Get Your Blog Up

“This administration is populated by people who’ve spent their careers bashing government. They’re not just small-government conservatives—they’re Grover Norquist, strangle-it-in-the-bathtub conservatives. It’s a cognitive disconnect for them to be able to do something well in an arena that they have so derided and reviled all these years.”

Senator Hillary Clinton

Tuesday, February 22, 2005

NYT editor speaks on blogs

Bill Keller, executive editor of the New York Times, speaks on the current state of media as he sees it:
[Keller] noted that, according to a recent opinion poll, the public's trust in journalists is at its lowest point in decades. He attributed this in part to the increasingly polarized nature of the American public, who look to the press for support of their viewpoints.

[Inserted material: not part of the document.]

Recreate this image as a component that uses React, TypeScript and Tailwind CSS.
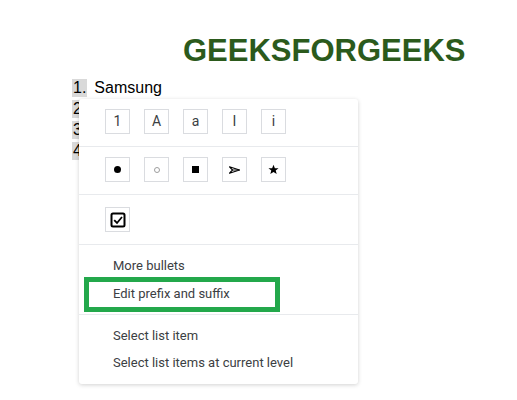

"At the moment," he said, "the major press is under attack from ideologues on the right and left."

Keller also sees "blogging," or online writing that blurs news and commentary, as a mixed blessing. While he celebrated the blogger's ability to uncover breaking news, he noted that a blog's inherent bias might be detrimental to the reader. "A blog is still a view of the world through a pinhole," he said, noting that it can sometimes fall as low as being a "one man circle jerk."

I would add that blogs are detrimental to the degree that many seek out blogs only to reinforce their predisposed beliefs rather than looking for thoughtful discourse to help them form a better understanding of the world around them. People use the blogs to find not facts, but facts that reinforce their predetermined outcome. They encourage rather than discourage the "pinhole" view of the world.